When planning the audit, you should consider what would cause the financial report to be materially misstated. If your audit client is experiencing tough times, there may be circumstances that affect your determination of materiality, such as:

  • net income may be nominal during tough times or significantly different from previous periods
  • misstatements that may exist in balances representing opening equity may contribute to a material misstatement during tough times
  • the expectations of users of the financial report, including what they would consider to be material misstatement, may differ significantly from what they were in previous periods
  • your own assessment of the risks that may lead to material misstatements in the financial report.

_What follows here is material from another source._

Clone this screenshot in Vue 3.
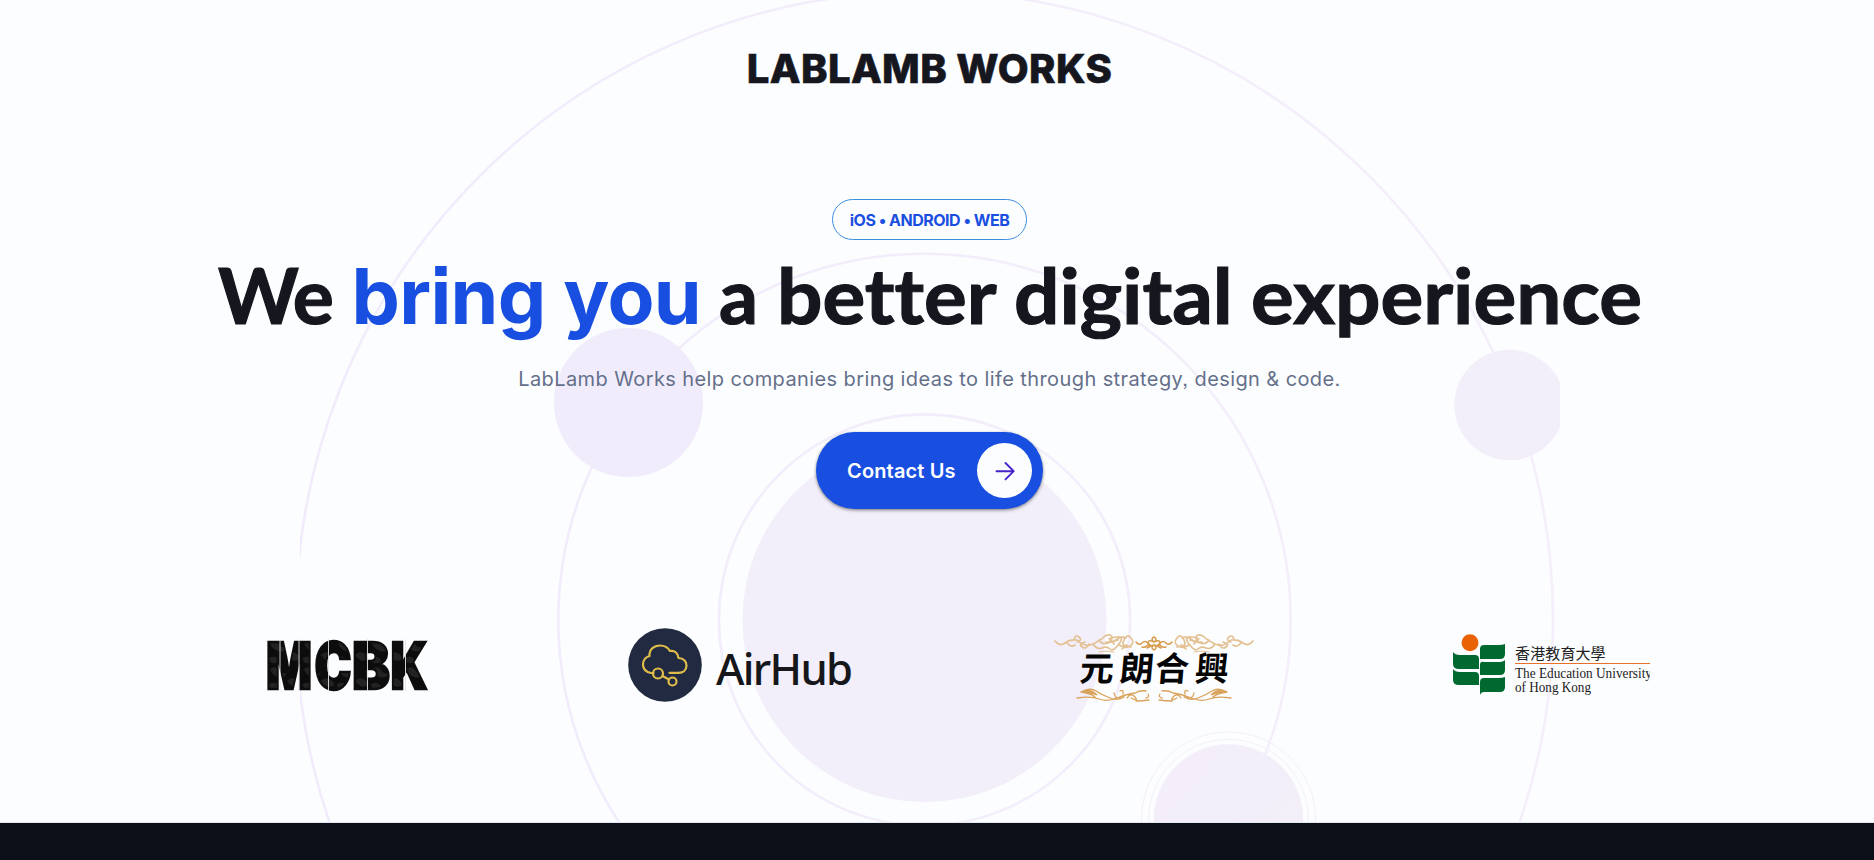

Your overall assessment of materiality remains based on your professional judgement, but it should include qualitative and quantitative considerations. 

Risk areas

Areas of increased risk include:

  • management bias (with or without fraudulent intent):
    • there is a natural temptation to bias judgements and disclosures toward the most favourable end
    • management may use a difficult period as an opportunity to overestimate certain balances (for example write-down of assets)
  • fraud, which can occur because:
    • financial stability or profitability is threatened
    • there is excessive pressure on management
    • employee resources have been reduced in critical risk management areas
    • managers may seek to override controls
  • asset measurements and valuations. Evaluating the assumptions and data used by management should be a major focus of your response to the increased risk of material misstatement associated with fair value measurements and accounting estimates.

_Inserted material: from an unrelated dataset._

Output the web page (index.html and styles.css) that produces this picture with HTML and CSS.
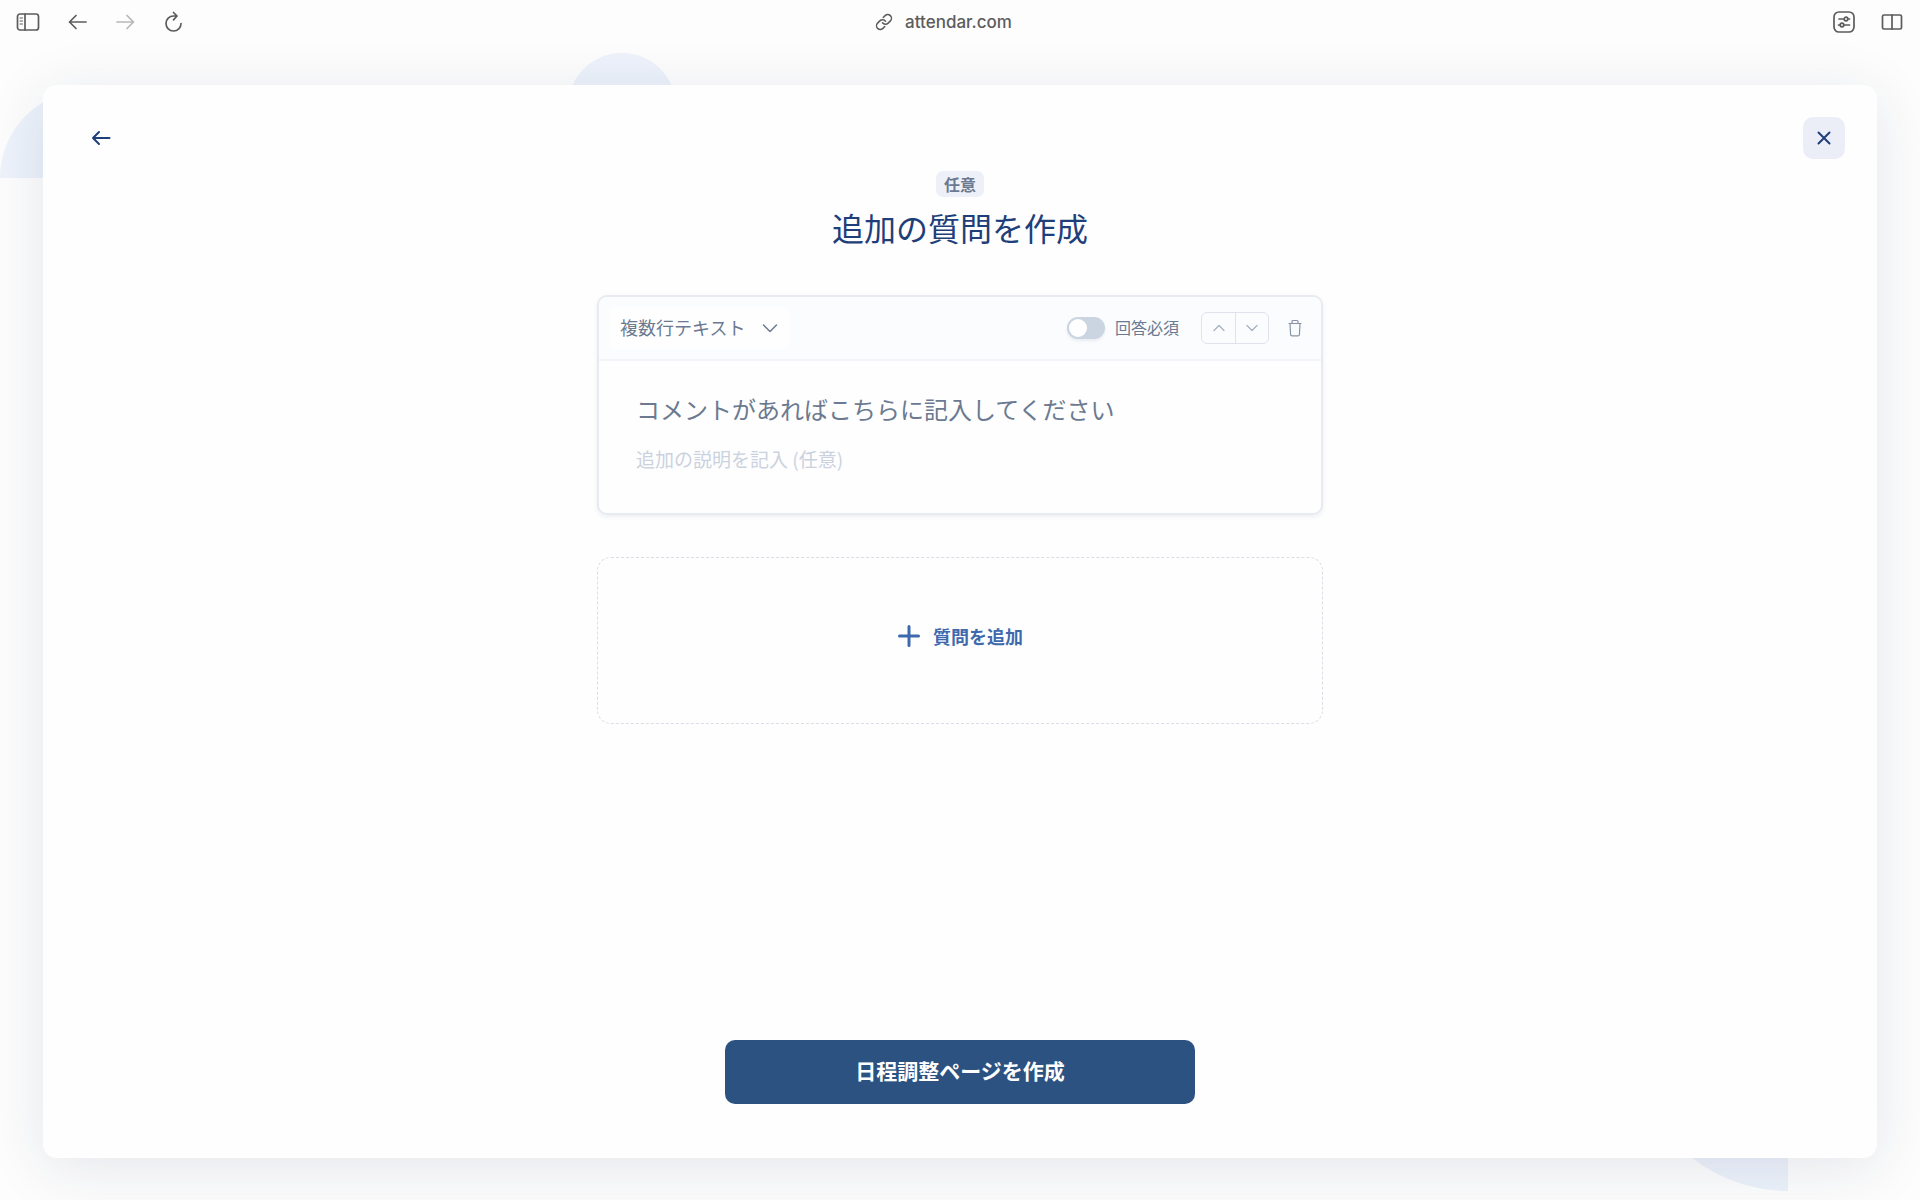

Given these and other risks, you may need to reassess:

  • the nature, extent and timing of risk assessment procedures
  • the effectiveness of the internal controls that are designed to prevent, or detect and correct material misstatements
  • those risks that require special audit consideration (estimates and disclosures)
  • whether further audit procedures, as well as those that are usually performed, are required. For example, do the present tests of controls and substantive procedures take account of  the higher risk of material misstatement?
  • your response to the possibility of fraud, such as maintain your professional scepticism; focus the engagement team's discussion  on the possibility of material misstatements due to fraud; and understand the business rationale for significant transactions.

Going concern

The critical issues that you need to consider in assessing "going concern" are:

  • the appropriateness of management's assumption that the firm is a going concern
  • the disclosure of any material uncertainties about the entity's ability to continue as a going concern
  • the appropriateness of management’s assumption that the entity is a going concern, even if the financial reporting framework used in the preparation of the financial report does not include an explicit requirement for management to make  that assumption
  • the actual period for which management is assessing the entity’s ability to continue as a going concern.    
  • entities that have not previously needed to prepare a detailed analysis in support of the going concern assumption may need to give the matter further consideration; both you and the entity should benefit from early discussions regarding the need to give this matter further consideration.

Pearls of wisdom

The following are some final pearls of wisdom for auditors to consider with client's experiencing difficulty:

  • think unconventionally
  • maintain your professional scepticism
  • reassess risks. Identify the most significant client exposures
  • consult early and regularly  with those charged with governance; and with management, audit committees and experts
  • raise awareness. Make sure that partners, employees and clients understand the potential ramifications of a client going through tough times. Formal training may be necessary
  • keep informed. Monitor the guidance issued by standard setters and regulators.